You might not think a book that took me a whole year to read would be a book I was so excited about. That, however, is so, so not true. Hands down, Three to Get Married is the best book on marriage I have ever read. The newly minted Venerable Fulton Sheen manages to be eloquent, accessible, funny, and wise all at once, covering practically anything you can think of related to the nature of love and marriage. If any of that sounds boring or stuffy, I promise you it isn't. It took me a year because, aside from having limited time, I also really wanted to just let his words sink deep into my soul. Hopefully you'll have a similar reading experience. Archbishop Sheen is a total boss, breaking down philosophical and theological aspects of love in a way that's crystal clear and makes you wonder why you never thought of them yourself. Consider, for instance, the difference he describes between sex and love:
There are two extremes to be avoided in discussing married love: one is the refusal to recognize sexual love, the other is the giving of primacy to sexual attraction. The first error was Victorian; the second is Freudian. To the Christian, sex is inseparable from the person, and to reduce the person to sex is as silly as to reduce personality to lungs or a thorax. Certain Victorians in their education practically denied sex as a function of personality; certain sexophiles of modern times deny personality and make a god of sex. The male animal is attracted to the female animal, but a human personality is attracted to another human personality. The attraction of beast to beast is physiological; the attraction of human to human is physiological, psychological, and spiritual. The human spirit has a thirst for the infinite which the quadruped has not. This infinite is really God.

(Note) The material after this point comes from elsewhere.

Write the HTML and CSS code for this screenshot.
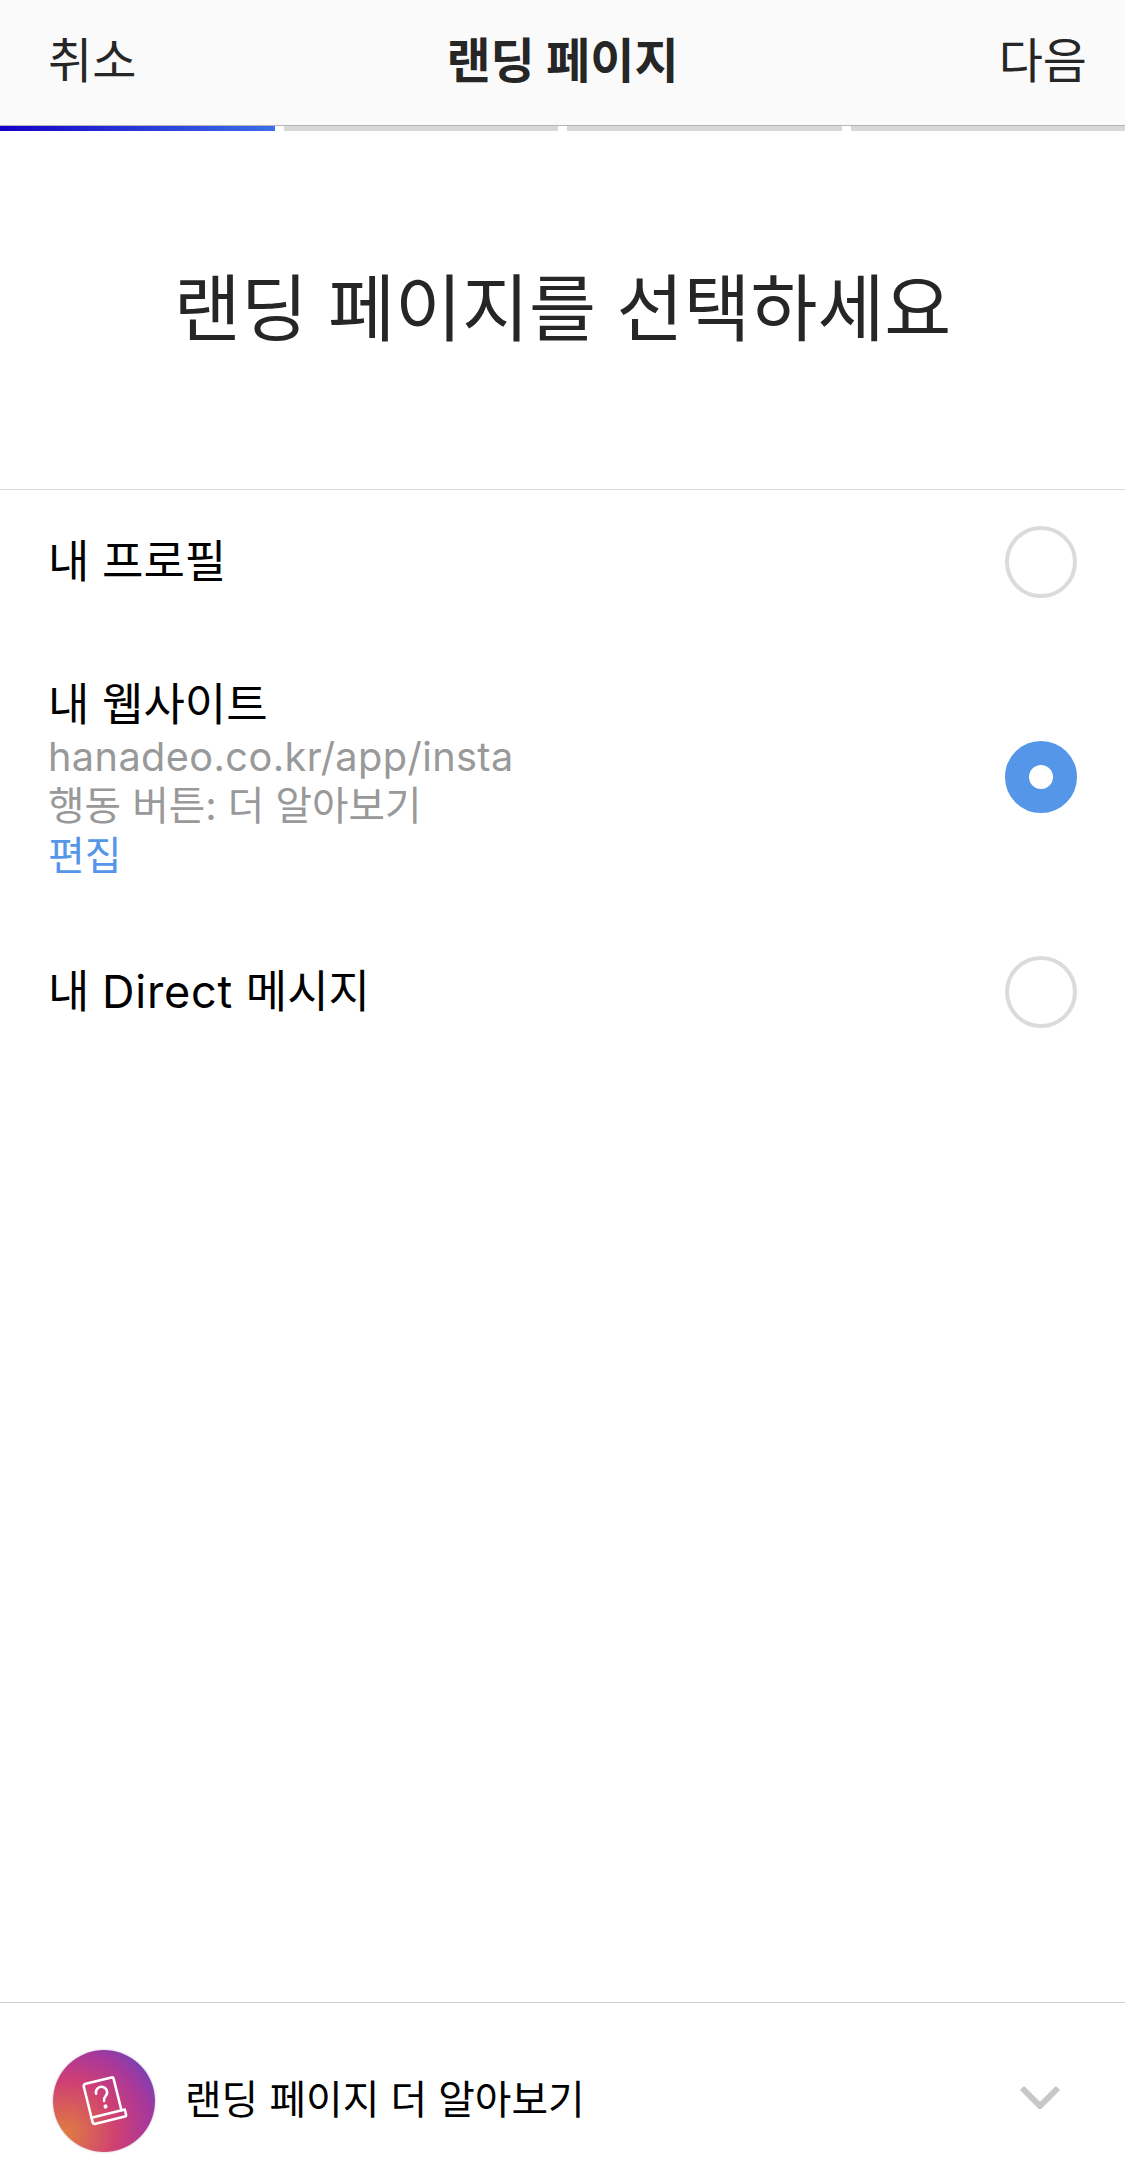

So good. What amazes me, too, about this book, is how candidly and reverently it speaks about sex, especially given that it was published in 1951, well before the Theology of the Body clarified many people's misconceptions about the Church's standpoint. It talks about Adam and Eve being naked without shame, the dignity of the body, and other truths that JPII would discuss a while later. Sheen speaks so beautifully about purity as "reverence for mystery." He says,
Purity is a consciousness that each possesses a gift which can be given only once, and can be received only once. In the unity of flesh he makes her a woman; she makes him a man. They may enjoy the gift many times, but once given it can never be taken back, either in man or in woman. It is not just a physiological
experience, but the unraveling of a mystery.
I could go on and on. Our Lady, the Trinity, raising your future children, amazing true love stories (get your tissues out)...it's all here. Flipping through my copy as I wrote this, I saw the huge amounts of underlines and stars on almost every page. I'm usually not too big an underliner, thinking that it kind of defeats the purpose of highlighting certain things when everything's highlighted, but it all really is incredible. Thank you, Archbishop Sheen, for making me view and anticipate my marriage in such a joyful, practical, way. Venerable indeed.
Given my crazy amount of underlining, I highly recommend running out right now to get yourself a copy of Three to Get Married, but what's great is that you can also read the whole thing online!
Have any of you read this? Do you have it on your to-read list? I'd love to hear what you think!